# PCD Not an Option Feb 2022?



## kronos571 (11 mo ago)

Hi all. New member here. Just placing our order for an X5 and wanted to do PCD. However, the dealer tells us today that the PCD is not available currently due to backlog. Has anyone else run into this? Does anyone know if there are other options like coming back later to still do the factory tour and hands-on portion without paying for a class, etc.? As (soon-to-be) new BMW owners, we were really looking forward to the opportunity to do this.

Thanks!


----------



## pistolpuma (Mar 22, 2007)

Interesting. Just placed an order for PCD. Nothing said about suspension of the program.

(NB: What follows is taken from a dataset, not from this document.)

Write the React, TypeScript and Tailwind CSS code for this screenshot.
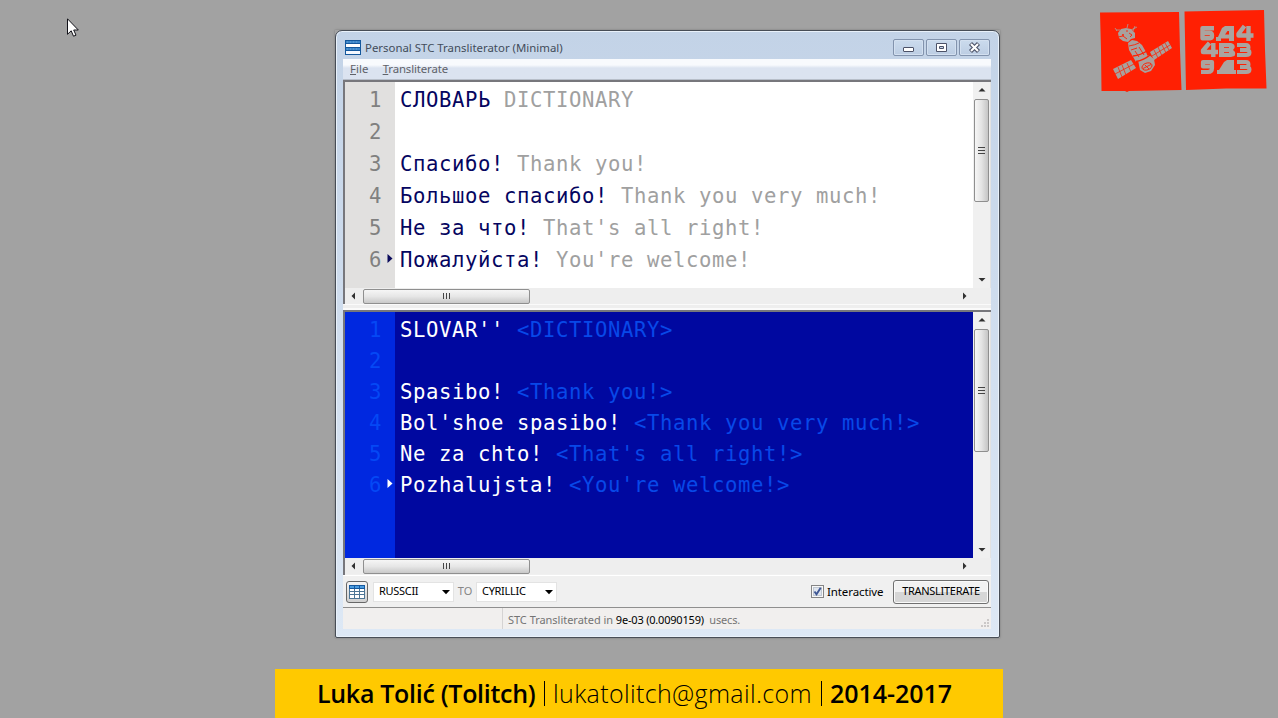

Production status currently 150.


----------



## CHSBoater (Aug 8, 2013)

I've got performance delivery next week.


----------



## Ibiza (Jun 15, 2007)

This has been discussed in past posts that your BMW Center doesn't want tp process the minimal paper work and is concerned about the post-sale survey score that is tied into their 'bonus' money of 5% of your MRSP.


----------



## aRifle (11 mo ago)

I ordered my X5 on 2/14/22 and asked if I could do the PCD and they said since it's already in production (tentative completion 3/10/22) PCD is not an option. I wished they would've mentioned it when I ordered...and a lot of other things.


----------